** BEGIN Available data **

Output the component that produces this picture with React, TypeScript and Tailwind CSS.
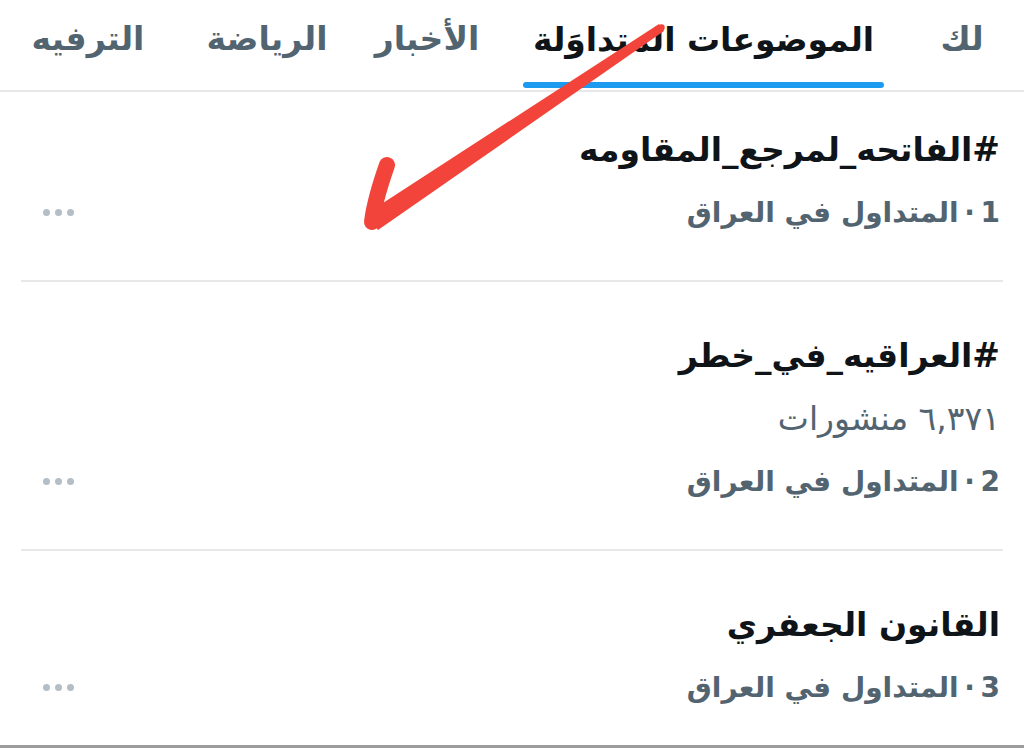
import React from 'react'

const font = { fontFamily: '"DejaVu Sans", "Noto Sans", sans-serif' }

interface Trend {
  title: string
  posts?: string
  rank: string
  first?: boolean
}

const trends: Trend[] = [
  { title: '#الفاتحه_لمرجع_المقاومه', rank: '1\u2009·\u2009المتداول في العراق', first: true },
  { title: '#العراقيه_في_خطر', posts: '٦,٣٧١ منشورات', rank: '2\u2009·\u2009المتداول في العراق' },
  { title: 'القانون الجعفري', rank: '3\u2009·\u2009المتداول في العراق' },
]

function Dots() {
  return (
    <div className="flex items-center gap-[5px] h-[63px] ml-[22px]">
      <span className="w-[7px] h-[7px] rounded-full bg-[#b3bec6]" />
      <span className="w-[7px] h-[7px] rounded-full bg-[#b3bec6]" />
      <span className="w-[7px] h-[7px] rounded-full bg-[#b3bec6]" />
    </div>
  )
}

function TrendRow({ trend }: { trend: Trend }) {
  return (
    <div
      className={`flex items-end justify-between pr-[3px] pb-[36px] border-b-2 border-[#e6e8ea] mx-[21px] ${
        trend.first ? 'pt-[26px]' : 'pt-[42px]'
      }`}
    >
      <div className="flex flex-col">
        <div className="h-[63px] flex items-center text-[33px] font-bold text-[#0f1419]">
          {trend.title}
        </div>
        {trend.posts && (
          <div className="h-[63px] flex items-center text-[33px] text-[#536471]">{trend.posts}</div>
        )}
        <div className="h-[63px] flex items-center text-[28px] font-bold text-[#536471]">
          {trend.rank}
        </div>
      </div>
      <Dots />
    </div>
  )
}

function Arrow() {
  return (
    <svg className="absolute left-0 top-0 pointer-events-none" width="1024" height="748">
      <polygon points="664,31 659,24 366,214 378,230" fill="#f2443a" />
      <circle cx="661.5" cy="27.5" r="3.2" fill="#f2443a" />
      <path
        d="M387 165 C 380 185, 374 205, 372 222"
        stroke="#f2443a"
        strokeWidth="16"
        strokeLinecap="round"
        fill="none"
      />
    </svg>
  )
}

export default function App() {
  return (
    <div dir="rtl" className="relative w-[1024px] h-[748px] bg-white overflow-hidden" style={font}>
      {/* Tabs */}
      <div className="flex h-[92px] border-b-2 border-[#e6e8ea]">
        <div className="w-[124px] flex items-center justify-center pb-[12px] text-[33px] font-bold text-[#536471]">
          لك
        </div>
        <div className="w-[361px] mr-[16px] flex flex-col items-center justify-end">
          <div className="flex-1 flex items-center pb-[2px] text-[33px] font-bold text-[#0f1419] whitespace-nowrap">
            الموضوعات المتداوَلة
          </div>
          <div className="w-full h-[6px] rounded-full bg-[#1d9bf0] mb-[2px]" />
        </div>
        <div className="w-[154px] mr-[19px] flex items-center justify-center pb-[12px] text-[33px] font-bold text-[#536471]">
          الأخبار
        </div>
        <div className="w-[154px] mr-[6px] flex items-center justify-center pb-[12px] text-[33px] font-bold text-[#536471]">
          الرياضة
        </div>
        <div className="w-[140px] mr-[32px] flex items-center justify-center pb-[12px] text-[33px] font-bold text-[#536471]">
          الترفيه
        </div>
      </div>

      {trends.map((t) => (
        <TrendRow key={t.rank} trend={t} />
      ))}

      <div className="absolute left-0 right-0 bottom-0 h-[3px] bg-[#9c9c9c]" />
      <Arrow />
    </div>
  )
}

** END Available data **

# [The task]
List each line holding the string "React".

# [Finished answer]
Output the component that produces this picture with React, TypeScript and Tailwind CSS.
import React from 'react'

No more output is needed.